PUBLISHED:February 21, 2009

Prof. Christopher Schroeder testifies about an Office of Legal Counsel memorandum

During the Clinton administration, Prof. Christopher Schroeder served as a deputy assistant attorney general in the Office of Legal Counsel in the Department of Justice, and as acting head of that office in 1996-97. His testimony addressed an OLC memorandum dated Aug. 1, 2002 authorizing the use of aggressive techniques in the interrogation of detainees at Guantanamo Bay and elsewhere, the so-called “torture memo,” which was withdrawn by another OLC memorandum in 2004. In addition to offering testimony on the scope of executive power asserted by OLC lawyers in the Bush administration as reflected in the 2002 memorandum, Schroeder evaluated its content in light of 10 “best practices” guidelines he compiled with 18 other former OLC lawyers who served over several administrations.

“Such practices are not guarantees that legal advice coming from the Office of Legal Counsel can be kept free from legal error, but they are time-tested means for reducing the likelihood of such errors and improving the quality of advice that is given,” he wrote in his prepared testimony. “They ought to be valued for those reasons.”

An excerpt of his testimony follows.

Guideline Number Eight states that “Whenever time and circumstances permit, OLC shall seek the views of all affected agencies and components of the Department of Justice before rendering final advice.” Wide consultation increases the chances of drawing on relevant expertise located elsewhere, both inside Justice and outside. Departments and agencies charged with administering statutes and other laws often have had lengthy experience with the legal ambiguities and issues raised by them. OLC may not always agree with the legal positions taken by other components of the executive branch, but carefully listening to them can only improve the quality of the product.

Specifically, whenever OLC is asked to analyze a criminal statute, it typically consults with the Criminal Division of the Department of Justice, which as the component charged with overseeing the prosecution of individuals for violating the criminal laws naturally must regularly engage in interpreting them … [C]onsultation often involves multiple divisions, departments or agencies.

… The 2002 memorandum is silent with regard to consultation.

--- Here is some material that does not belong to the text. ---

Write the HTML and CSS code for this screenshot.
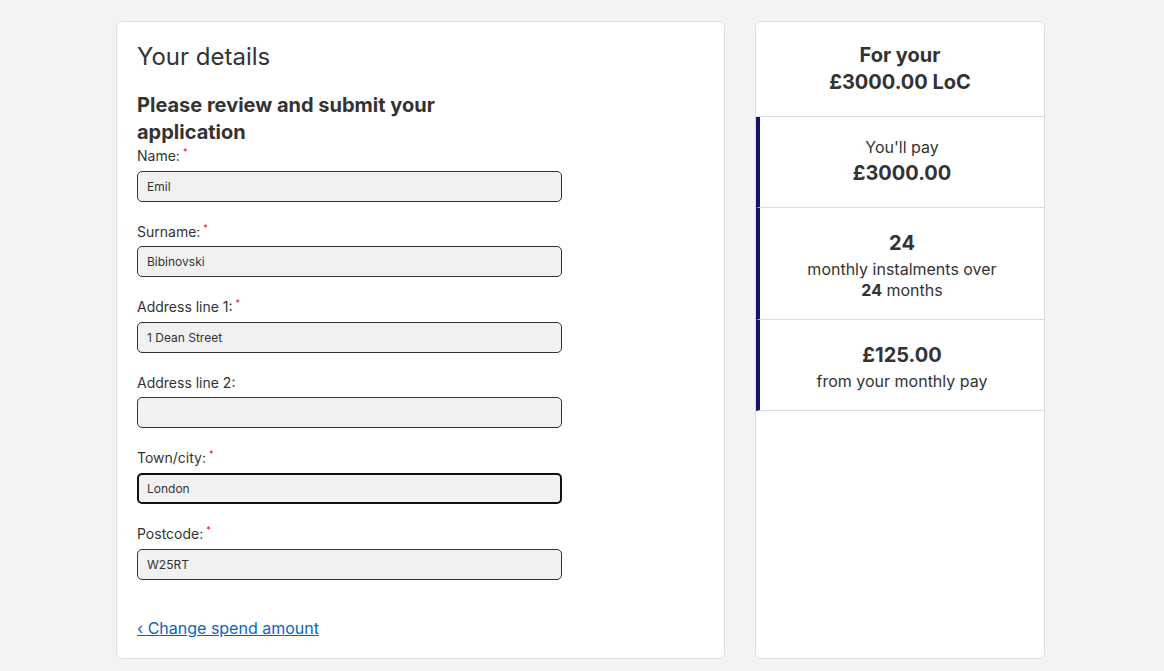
FILE: index.html
```html
<!DOCTYPE html>
<html lang="en">
<head>
  <meta charset="UTF-8" />
  <meta name="viewport" content="width=device-width, initial-scale=1.0" />
  <title>Your details</title>
  <link rel="stylesheet" href="styles.css">
</head>
<body>
  <div class="pagina">
    <div class="cartao formulario">
      <h1>Your details</h1>
      <h2>Please review and submit your application</h2>

      <div class="campo">
        <label for="nome">Name:<span class="obrigatorio">*</span></label>
        <input type="text" id="nome" value="Emil" />
      </div>

      <div class="campo">
        <label for="sobrenome">Surname:<span class="obrigatorio">*</span></label>
        <input type="text" id="sobrenome" value="Bibinovski" />
      </div>

      <div class="campo">
        <label for="endereco1">Address line 1:<span class="obrigatorio">*</span></label>
        <input type="text" id="endereco1" value="1 Dean Street" />
      </div>

      <div class="campo">
        <label for="endereco2">Address line 2:</label>
        <input type="text" id="endereco2" value="" />
      </div>

      <div class="campo">
        <label for="cidade">Town/city:<span class="obrigatorio">*</span></label>
        <input type="text" id="cidade" class="foco" value="London" />
      </div>

      <div class="campo">
        <label for="cep">Postcode:<span class="obrigatorio">*</span></label>
        <input type="text" id="cep" value="W25RT" />
      </div>

      <a class="voltar" href="#">&lsaquo; Change spend amount</a>
    </div>

    <div class="cartao resumo">
      <div class="resumo-topo">For your<br>£3000.00 LoC</div>
      <div class="resumo-linha">
        <div>You'll pay</div>
        <div class="destaque">£3000.00</div>
      </div>
      <div class="resumo-linha">
        <div class="destaque">24</div>
        <div>monthly instalments over</div>
        <div><b>24</b> months</div>
      </div>
      <div class="resumo-linha">
        <div class="destaque">£125.00</div>
        <div>from your monthly pay</div>
      </div>
    </div>
  </div>
</body>
</html>
```

FILE: styles.css
```css
body {
  margin: 0;
  background-color: #f3f3f3;
  font-family: Inter, "Noto Sans", sans-serif;
  color: #333;
}
.pagina {
  width: 929px;
  margin: 21px 0 0 116px;
  display: grid;
  grid-template-columns: 609px 290px;
  gap: 30px;
}
.cartao {
  background-color: #fff;
  border: 1px solid #ddd;
  border-radius: 6px;
}
.formulario {
  padding: 20px;
  display: flex;
  flex-direction: column;
}
h1 {
  margin: 0;
  font-size: 24px;
  font-weight: 400;
  line-height: 30px;
}
h2 {
  margin: 20px 0 0;
  max-width: 340px;
  font-size: 20px;
  font-weight: 700;
  line-height: 27px;
}
.campo {
  display: flex;
  flex-direction: column;
  margin-bottom: 20px;
}
label {
  font-size: 14px;
  line-height: 19.6px;
  height: 19.6px;
  margin-bottom: 5px;
}
.obrigatorio {
  position: relative;
  top: -6px;
  color: #e00;
  font-size: 9px;
  line-height: 0;
  margin-left: 3px;
}
input {
  width: 75%;
  height: 31px;
  box-sizing: border-box;
  padding: 0 9px;
  font-family: inherit;
  font-size: 12px;
  color: #333;
  background-color: #f1f1f1;
  border: 1px solid #333;
  border-radius: 5px;
  outline: none;
}
input.foco {
  border: 2px solid #111;
  padding: 0 8px;
}
.voltar {
  margin-top: 18px;
  font-size: 16px;
  line-height: 20px;
  color: #0a64c8;
  align-self: flex-start;
}
.resumo {
  overflow: hidden;
}
.resumo-topo {
  padding: 20px;
  text-align: center;
  font-size: 20px;
  font-weight: 700;
  line-height: 27px;
  border-bottom: 1px solid #ddd;
}
.resumo-linha {
  padding: 20px 10px 18px;
  text-align: center;
  font-size: 16px;
  line-height: 21px;
  border-left: 4px solid #13146b;
  border-bottom: 1px solid #ddd;
}
.destaque {
  font-size: 20px;
  font-weight: 700;
  line-height: 31px;
}
```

Most of the investigative reporting on how these memoranda [the Aug. 1, 2002 memoranda and another that remains classified] were constructed concludes that only a very small group of high level officials had access to their contents until after they became final. Both the State Department and the INS administer applications of the anti-torture statute in making asylum and immigration status determinations, but we have no indication that their advice was sought …

Guideline Number Two states that “OLC’s advice should be thorough and forthright, and it should reflect all legal constraints, including the constitutional authorities of the coordinate branches of the federal government — the courts and Congress — and constitutional limits on the exercise of governmental power.”… One of the shortcomings of the 2002 memorandum is that it appears to reach firm legal conclusions without disclosing that there are some substantial counter arguments to or weaknesses in the reasoning that has been used to justify those results.

… Exacerbating the problem, no mention is made of the fact that the Convention Against Torture expressly states that the prohibition on torture is absolute, countenancing no exceptions, regardless of any claim of necessity. Nor does the memo even mention the official position of the United States, articulated in the U.S.’s Report to the UN Committee Against Torture in 1999: “No official of the government, federal, state or local, civilian or military, is authorized to commit or to instruct anyone else to commit torture. Nor may any official condone or tolerate torture in any form. No exceptional circumstances may be invoked as a justification of torture. U.S. law contains no provision permitting otherwise prohibited acts of torture or other cruel, inhuman or degrading treatment or punishment to be employed on grounds of exigent circumstances (for example, during a ‘state of public emergency’) or on orders from a superior officer or public authority.” …

Whenever possible, written advice from the Office of Legal Counsel should acknowledge counter arguments or difficulties that its reasoning may face when it is reviewed by others. For one thing, acknowledging the counter arguments shows to the reader that the arguments have been considered and, if the memorandum is thorough, will also indicate why in the end the OLC advice finds them not sufficiently compelling to alter the conclusions reached. For another, it allows the ultimate “clients” of the analysis, who will frequently include law-trained individuals, to evaluate the quality of the advice, not having simply to rely upon an OLC conclusion. This empowers the attorney general and president to evaluate whether to overrule the advice, or far short of that, for all policymakers to assess whether they will decline to take action even though OLC has concluded they may take that action.